I have a pattern in my creativity. I get blocked for a while then suddenly, I become practically obsessed with organizing and clearing the clutter in every part of my life:  home, relationships, office, work, communication. You name it, I want it clean and simple.

I’ve been feeling “creatively blah” lately, then this overpowering need started about a month ago. It’s become increasingly distracting to my daily life. I feel that if I don’t clear out NOW, I cannot move forward. On any front.

I’m not sure any obsession is healthy but on the upside, this one has forced me to take action. Here are a few things I’ve done so far (I’ll be addressing simplicity in communication in the next post).

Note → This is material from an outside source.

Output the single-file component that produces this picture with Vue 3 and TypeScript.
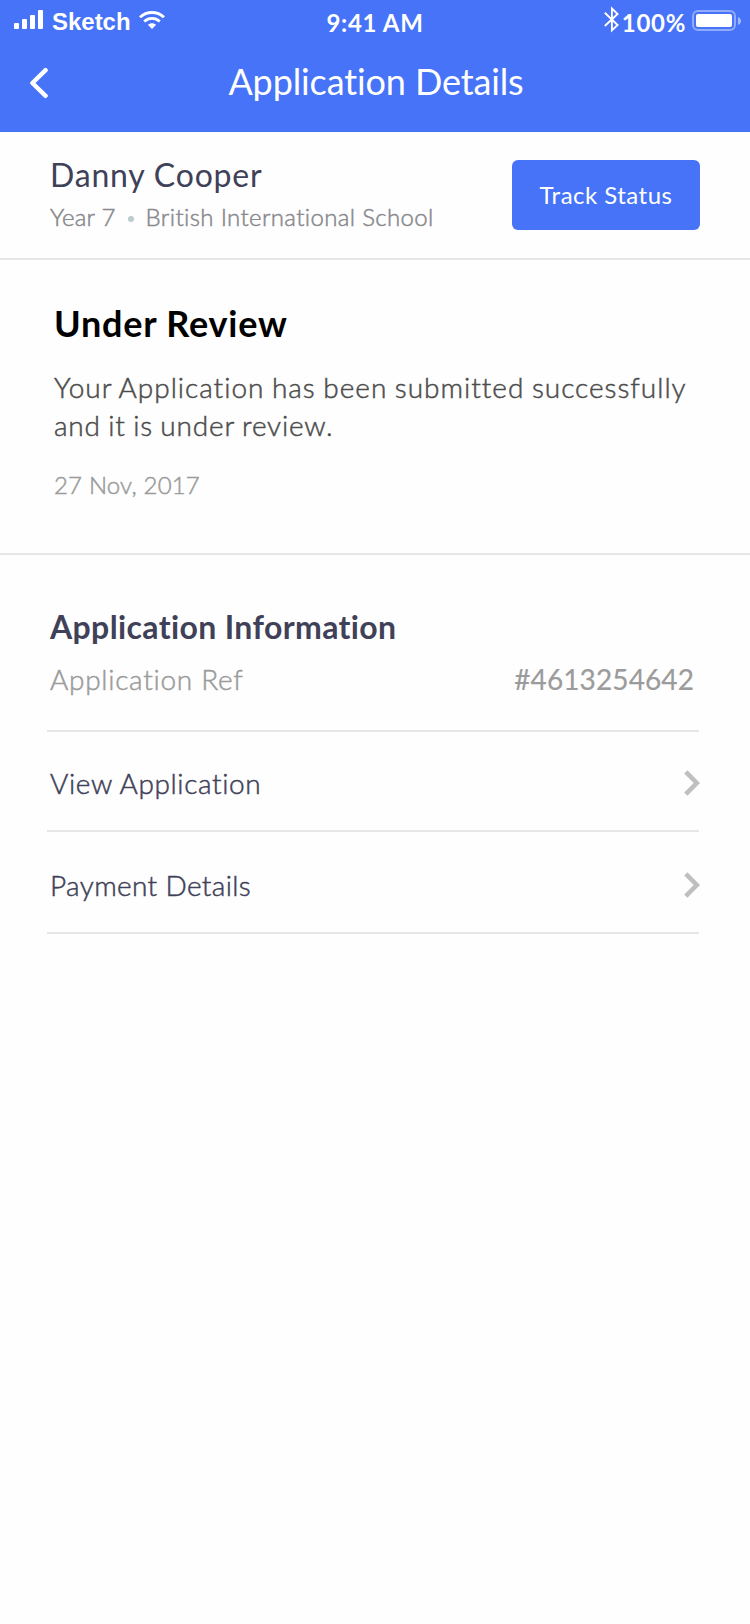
<script setup lang="ts">
interface MenuRow {
  id: string
  label: string
}

const student = { name: 'Danny Cooper', year: 'Year 7', school: 'British International School' }
const rows: MenuRow[] = [
  { id: 'view', label: 'View Application' },
  { id: 'payment', label: 'Payment Details' },
]
</script>

<template>
  <main class="screen">
    <header class="header">
      <div class="status-bar">
        <div class="carrier">
          <svg class="signal" width="30" height="20" viewBox="0 0 30 20" fill="#fff">
            <rect x="0" y="13" width="5" height="6" rx="1" />
            <rect x="8" y="9" width="5" height="10" rx="1" />
            <rect x="16" y="5" width="5" height="14" rx="1" />
            <rect x="24" y="0" width="5" height="19" rx="1" />
          </svg>
          <span class="carrier-name">Sketch</span>
          <svg class="wifi" width="26" height="18" viewBox="0 0 26 18" fill="none" stroke="#fff">
            <path d="M1 6.3C7.8 -0.1 18.2 -0.1 25 6.3" stroke-width="2.9" />
            <path d="M5.2 10.4C9.6 6.3 16.4 6.3 20.8 10.4" stroke-width="2.8" />
            <path d="M8.9 13.8C11.2 11.6 14.8 11.6 17.1 13.8L13 17.9Z" fill="#fff" stroke="none" />
          </svg>
        </div>
        <span class="time">9:41 AM</span>
        <div class="power">
          <svg class="bluetooth" width="16" height="27" viewBox="0 0 16 27" fill="none" stroke="#fff" stroke-width="1.9">
            <path d="M0.8 6.8L13.6 19L7.9 24.4V2.5L13.6 8L0.8 20" />
          </svg>
          <span class="percent">100%</span>
          <svg class="battery" width="50" height="21" viewBox="0 0 50 21">
            <rect x="1" y="1" width="42" height="19" rx="5" fill="none" stroke="#fff" stroke-opacity="0.4" stroke-width="2" />
            <rect x="4" y="4" width="36" height="13" rx="2" fill="#fff" />
            <path d="M46 7C50 8.5 50 13.5 46 15Z" fill="#fff" fill-opacity="0.5" />
          </svg>
        </div>
      </div>
      <nav class="nav">
        <svg class="back" width="20" height="32" viewBox="0 0 20 32" fill="none" stroke="#fff" stroke-width="4.4" stroke-linecap="round" stroke-linejoin="round">
          <path d="M17.6 3.2L4.4 16L17.6 28.8" />
        </svg>
        <h1 class="title">Application Details</h1>
      </nav>
    </header>

    <section class="profile">
      <div>
        <h2 class="name">{{ student.name }}</h2>
        <p class="meta">
          <span class="year">{{ student.year }}</span>
          <i class="dot"></i>
          <span class="school">{{ student.school }}</span>
        </p>
      </div>
      <button class="track">Track Status</button>
    </section>

    <section class="review">
      <h2 class="review-title">Under Review</h2>
      <p class="review-text">
        <span class="lead">Your Application has been submitted successfully</span><br />
        <span>and it is under review.</span>
      </p>
      <p class="date">27 Nov, 2017</p>
    </section>

    <section class="info">
      <h2 class="info-title">Application Information</h2>
      <div class="ref">
        <span class="ref-label">Application Ref</span>
        <span class="ref-value">#4613254642</span>
      </div>
      <a v-for="row in rows" :key="row.id" class="row" :class="row.id">
        <span>{{ row.label }}</span>
        <svg width="16" height="26" viewBox="0 0 16 26" fill="none" stroke="#bfbfbf" stroke-width="4.6">
          <path d="M1.8 1.8L12.8 13L1.8 24.2" />
        </svg>
      </a>
    </section>
  </main>
</template>

<style>
body {
  margin: 0;
  background: #fefefe;
}
</style>

<style scoped>
.screen {
  width: 750px;
  height: 1624px;
  background: #fefefe;
  font-family: Lato, "Liberation Sans", sans-serif;
  font-variant-ligatures: none;
  overflow: hidden;
}
h1, h2, p {
  margin: 0;
}
svg {
  display: block;
  flex: none;
}
.header {
  height: 132px;
  background: #4673f7;
  color: #fff;
}
.status-bar {
  display: grid;
  grid-template-columns: 1fr auto 1fr;
  height: 44px;
  font-size: 24px;
  line-height: 44px;
}
.carrier, .power {
  display: flex;
}
.signal {
  margin: 10px 8px 0 14px;
}
.carrier-name {
  font-family: "Liberation Sans", Arial, sans-serif;
  font-weight: 700;
  letter-spacing: -0.02px;
}
.wifi {
  margin: 11px 0 0 8px;
}
.time {
  padding-top: 1px;
  font-weight: 700;
  letter-spacing: 0.7px;
}
.power {
  justify-content: flex-end;
}
.bluetooth {
  margin: 6px 2px 0 0;
}
.percent {
  padding-top: 1px;
  font-weight: 700;
  letter-spacing: 0.7px;
}
.battery {
  margin: 10px 8px 0 6px;
}
.nav {
  display: grid;
  grid-template-columns: 100px 1fr 100px;
}
.back {
  margin: 23px 0 0 28px;
}
.title {
  padding: 1px 0 0 2px;
  font-size: 36px;
  line-height: 72px;
  font-weight: 400;
  letter-spacing: -0.12px;
  text-align: center;
}
.profile {
  display: flex;
  justify-content: space-between;
  height: 126px;
  padding: 0 50px;
  border-bottom: 2px solid #e6e6e6;
}
.name {
  padding-top: 21px;
  font-size: 32px;
  line-height: 43px;
  font-weight: 400;
  letter-spacing: 0.8px;
  color: #3f4158;
}
.meta {
  display: flex;
  align-items: center;
  margin-top: -1px;
  font-size: 24px;
  line-height: 43px;
  font-weight: 300;
  color: #88898e;
  -webkit-text-stroke: 0.5px #88898e;
}
.year {
  letter-spacing: 0.22px;
}
.dot {
  width: 6px;
  height: 6px;
  margin: 4px 12px 0 12px;
  border-radius: 50%;
  background: #bccbcc;
}
.school {
  letter-spacing: 0.36px;
}
.track {
  width: 188px;
  height: 70px;
  margin-top: 28px;
  padding: 0 0 2px 0;
  border: 0;
  border-radius: 6px;
  background: #4673f7;
  color: #fff;
  font: 400 24px Lato, "Liberation Sans", sans-serif;
  letter-spacing: 0.48px;
}
.review {
  height: 252px;
  padding: 41px 50px 0 54px;
  border-bottom: 2px solid #e6e6e6;
}
.review-title {
  font-size: 36px;
  line-height: 44px;
  font-weight: 700;
  letter-spacing: 0.78px;
  color: #000;
}
.review-text {
  margin-top: 23px;
  font-size: 28px;
  line-height: 38px;
  font-weight: 300;
  letter-spacing: 0.82px;
  word-spacing: -1px;
  white-space: nowrap;
  color: #4c4c4c;
  -webkit-text-stroke: 0.5px #4c4c4c;
}
.lead {
  letter-spacing: 0.98px;
}
.date {
  margin-top: 22px;
  font-size: 24px;
  line-height: 38px;
  font-weight: 300;
  letter-spacing: 0.18px;
  color: #9b9b9b;
  -webkit-text-stroke: 0.5px #9b9b9b;
}
.info {
  padding: 50px 51px 0 47px;
}
.info-title {
  padding-left: 3px;
  font-size: 32px;
  line-height: 44px;
  font-weight: 700;
  letter-spacing: 0.37px;
  color: #3f4158;
}
.ref {
  display: flex;
  justify-content: space-between;
  margin-top: 10px;
  padding: 0 5px 31px 3px;
  border-bottom: 2px solid #e6e6e6;
  font-size: 28px;
  line-height: 40px;
  color: #9b9b9b;
}
.ref-label {
  font-weight: 300;
  letter-spacing: 0.72px;
  -webkit-text-stroke: 0.5px #9b9b9b;
}
.ref-value {
  font-weight: 400;
  letter-spacing: 0.1px;
  -webkit-text-stroke: 0.2px #9b9b9b;
}
.row {
  display: flex;
  align-items: center;
  justify-content: space-between;
  height: 40px;
  margin-right: -1px;
  padding: 31px 0 27px 3px;
  background: linear-gradient(#e6e6e6, #e6e6e6) 0 100% / calc(100% - 1px) 2px no-repeat;
  font-size: 28px;
  line-height: 40px;
  font-weight: 300;
  letter-spacing: 0.6px;
  color: #3f4158;
  -webkit-text-stroke: 0.5px #3f4158;
}
.view {
  padding-bottom: 29px;
}
.payment {
  padding-top: 33px;
  padding-bottom: 29px;
  letter-spacing: 0.36px;
}
</style>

  • Clutter:  I tried selling items online a few times this year but alas, I only got rid of a couple of things. So I’m giving Craig’s List and eBay one more try and if they don’t sell this time — Goodwill, here I come!
  • Relationships:  For me, simplicity in relationships means focusing on the folks who bring joy to my life. I also view simplifying as creating a healthy distance between myself and “high-maintenance” people who drain me.
  • Paperwork:  I’m slowly getting through the big pile that used to be many piles. (If I were better about filing, this wouldn’t be an issue. ) I keep threatening to go paperless, but I’m still searching for the right scanner. Any suggestions?
  • Work:  I’m starting a new online business while keeping my writing and marketing business going. This requires clarity and focus, so I’ve narrowed goals dramatically to keep my “eye on the prize” and ensure that it all gets done.
  • Social Media:  Over Thanksgiving, I deleted accounts on social networks I never use. I unfriended and unfollowed more than 100  people/businesses and wow, did it feel good! And I’ve decided to limit all blog posts to 500 words…unless I need more.

I especially like this last one on blog entries. I’m following in the footsteps of Leo Babauta who writes Zen Habits, a blog on simplicity and clearing the clutter. He also writes a blog on minimalism, which is where he decided to limit blog posts to 400 words.

As strange as it sounds, I find the 500-word limit quite freeing. I hope it will motivate me to write a little more often.

  • Have you ever felt that if you didn’t take action on something right NOW, you wouldn’t be able to more forward?
  • If so, what was it? Clearing clutter? Making a phone call? Cleaning old files or dust off your computer? Managing your time?